Three out of four students pay too much rent, the ‘Landelijke Studenten Vakbond’ students’ union has calculated. In Amsterdam, rental prices are sometimes two hundred euros too high, while students in Enschede actually get off cheaply. In Rotterdam, the average charges are just above the maximum rental based on the points system.

“Statutory rental protection for students is only true on paper”, writes the LSVb. “In practice, almost all students pay too much.”

On, students can check whether their rental is in fact right. They can calculate the correct price based on questions (what is the surface area, how many others do you share the bathroom with, do you have your own kitchen?).

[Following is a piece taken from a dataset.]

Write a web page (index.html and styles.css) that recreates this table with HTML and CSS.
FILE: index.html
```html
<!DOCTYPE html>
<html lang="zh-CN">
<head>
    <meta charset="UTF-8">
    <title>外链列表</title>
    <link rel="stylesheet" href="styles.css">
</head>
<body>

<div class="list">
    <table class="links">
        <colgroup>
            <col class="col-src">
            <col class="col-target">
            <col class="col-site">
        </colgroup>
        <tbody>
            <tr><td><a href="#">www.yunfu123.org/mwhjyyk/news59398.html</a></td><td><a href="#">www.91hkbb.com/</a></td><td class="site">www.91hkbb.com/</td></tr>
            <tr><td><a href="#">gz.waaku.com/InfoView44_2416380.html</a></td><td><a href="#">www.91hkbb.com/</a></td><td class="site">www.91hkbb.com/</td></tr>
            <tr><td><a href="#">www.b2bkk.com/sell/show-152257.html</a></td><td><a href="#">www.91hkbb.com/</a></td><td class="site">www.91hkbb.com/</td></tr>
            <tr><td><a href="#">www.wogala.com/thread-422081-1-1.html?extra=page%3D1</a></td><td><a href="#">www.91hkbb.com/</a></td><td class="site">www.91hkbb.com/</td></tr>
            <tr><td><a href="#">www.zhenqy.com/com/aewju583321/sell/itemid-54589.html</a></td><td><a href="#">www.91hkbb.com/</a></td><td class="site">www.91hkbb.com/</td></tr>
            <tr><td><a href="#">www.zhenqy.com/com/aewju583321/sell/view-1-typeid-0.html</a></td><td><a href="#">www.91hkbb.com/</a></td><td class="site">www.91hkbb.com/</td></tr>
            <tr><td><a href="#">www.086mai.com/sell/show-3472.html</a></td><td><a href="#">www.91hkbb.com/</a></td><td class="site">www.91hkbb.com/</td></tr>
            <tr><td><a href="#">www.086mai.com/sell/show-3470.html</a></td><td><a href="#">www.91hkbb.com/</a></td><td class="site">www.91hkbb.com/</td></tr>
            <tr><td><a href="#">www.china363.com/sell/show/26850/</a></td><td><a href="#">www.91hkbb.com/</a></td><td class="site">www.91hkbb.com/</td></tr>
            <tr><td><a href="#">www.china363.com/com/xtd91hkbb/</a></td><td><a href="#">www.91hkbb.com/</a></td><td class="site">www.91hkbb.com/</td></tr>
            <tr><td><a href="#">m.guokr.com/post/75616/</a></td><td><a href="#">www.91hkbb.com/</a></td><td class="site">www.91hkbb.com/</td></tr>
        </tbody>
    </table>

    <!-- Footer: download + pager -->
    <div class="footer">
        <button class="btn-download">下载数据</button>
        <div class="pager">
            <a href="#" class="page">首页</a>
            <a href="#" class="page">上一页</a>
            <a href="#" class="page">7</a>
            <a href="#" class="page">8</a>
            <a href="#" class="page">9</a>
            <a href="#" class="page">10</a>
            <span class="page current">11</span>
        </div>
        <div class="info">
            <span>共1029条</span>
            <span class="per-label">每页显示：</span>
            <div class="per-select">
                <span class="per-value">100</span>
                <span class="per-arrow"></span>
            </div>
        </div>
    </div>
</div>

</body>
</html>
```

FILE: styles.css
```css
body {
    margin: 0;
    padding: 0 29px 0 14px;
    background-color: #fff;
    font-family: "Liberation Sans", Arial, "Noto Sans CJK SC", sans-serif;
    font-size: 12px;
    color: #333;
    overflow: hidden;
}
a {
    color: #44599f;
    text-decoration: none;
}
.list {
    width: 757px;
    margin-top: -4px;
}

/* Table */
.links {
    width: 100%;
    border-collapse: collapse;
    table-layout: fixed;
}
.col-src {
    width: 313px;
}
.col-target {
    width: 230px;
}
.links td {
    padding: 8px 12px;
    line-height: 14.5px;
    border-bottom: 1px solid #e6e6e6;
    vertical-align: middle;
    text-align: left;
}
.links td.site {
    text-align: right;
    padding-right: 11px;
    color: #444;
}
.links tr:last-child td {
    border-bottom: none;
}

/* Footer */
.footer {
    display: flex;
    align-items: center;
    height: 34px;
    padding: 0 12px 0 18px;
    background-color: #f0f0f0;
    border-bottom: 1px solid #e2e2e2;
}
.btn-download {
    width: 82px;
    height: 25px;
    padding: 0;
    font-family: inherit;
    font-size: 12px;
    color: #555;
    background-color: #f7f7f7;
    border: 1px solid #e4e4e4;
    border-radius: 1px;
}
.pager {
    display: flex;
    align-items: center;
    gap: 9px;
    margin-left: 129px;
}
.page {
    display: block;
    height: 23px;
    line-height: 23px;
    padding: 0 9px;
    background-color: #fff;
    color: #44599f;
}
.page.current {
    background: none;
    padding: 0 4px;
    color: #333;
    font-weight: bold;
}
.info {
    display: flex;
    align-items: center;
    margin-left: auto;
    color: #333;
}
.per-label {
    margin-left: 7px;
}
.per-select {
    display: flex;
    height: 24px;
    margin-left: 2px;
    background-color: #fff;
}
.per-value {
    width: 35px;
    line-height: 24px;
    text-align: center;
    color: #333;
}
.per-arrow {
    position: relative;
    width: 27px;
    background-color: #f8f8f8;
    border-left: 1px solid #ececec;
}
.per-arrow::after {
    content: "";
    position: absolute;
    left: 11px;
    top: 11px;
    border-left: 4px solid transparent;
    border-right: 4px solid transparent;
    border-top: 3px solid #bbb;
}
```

Smaller difference in Rotterdam

Almost 2,700 students have done just that. On average, they pay 323 euros in rental a month, excluding gas, water, electricity, internet, television etc. And that’s 58 euros too much. The discrepancy is less in Rotterdam: an average of 21 euros. Some students are lucky and actually pay less than their landlord is entitled to ask according to the statutory ‘points system’, but three-quarters pay more.

The LSVb does however add a few caveats to the findings. Those completing the check may already suspect that their rental charges are too high. This could distort the findings. Additionally, almost 80 per cent of all the respondents rent from a private landlord, rather than 40 per cent.

Amsterdam and Utrecht

Amsterdam and Utrecht are particularly notable. In Amsterdam, around half the respondents pay a hundred euros too much in rental. One in four Amsterdam students actually pay more than two hundred euros too much. In Utrecht, 86 per cent pay too much, by an average of 120 euros, while in Enschede, by contrast, students pay 29 euros less than the ‘points rental’. The discrepancy in Wageningen is barely a euro.

Students may appeal their rental charges through the rental commission. In some cities there are ‘rental teams’ who will assist with this.